Analysis and design of a push-pull single-stage flyback power factor corrector

Abstract

A novel mixed-mode controlled push-pull single-stage flyback power factor corrector (PFC) composed of two flyback PFCs with a coupled inductor is proposed in this paper. The studied single-stage PFC consists of two power modules which have common secondary winding, output diode, output capacitor, and input filtering capacitor. Besides possessing the capability of sharing the input current and output current equally, integrating two input inductors into one magnetic core makes the operating frequency of the core double the switching frequency. In addition, a cut-in-half duty cycle can reduce the conduction losses of the switches and both the turns and diameters of the inductor windings. Both the continuous conduction mode (CCM) and the transition mode (TM) controls are fulfilled in the proposed single-stage PFC during one line frequency cycle. Under CCM operations, the smaller inductor current ripple reduces both the core loss of the coupled inductor and the conduction losses of the switches, which not only promotes the heavy-load efficiencies, but also alleviates the current stresses of the switches and the output diode.

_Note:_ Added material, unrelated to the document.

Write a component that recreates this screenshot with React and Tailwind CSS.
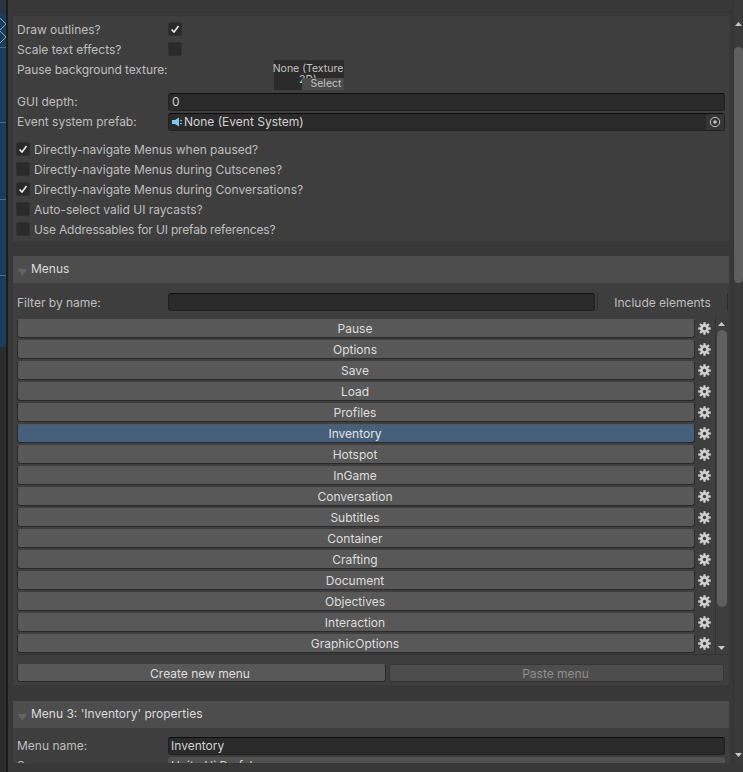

Under TM operations, quasi-resonant (QR) valley witching on the switches and zero-current switching (ZCS) of the output diode can reduce the switching losses. The light-load conversion efficiencies are thus improved. Detailed analysis of the proposed topology is given. The experiments are conducted on a prototype with a universal line voltage, a 19-V output DC voltage, and a 190-W output power to verify its feasibility.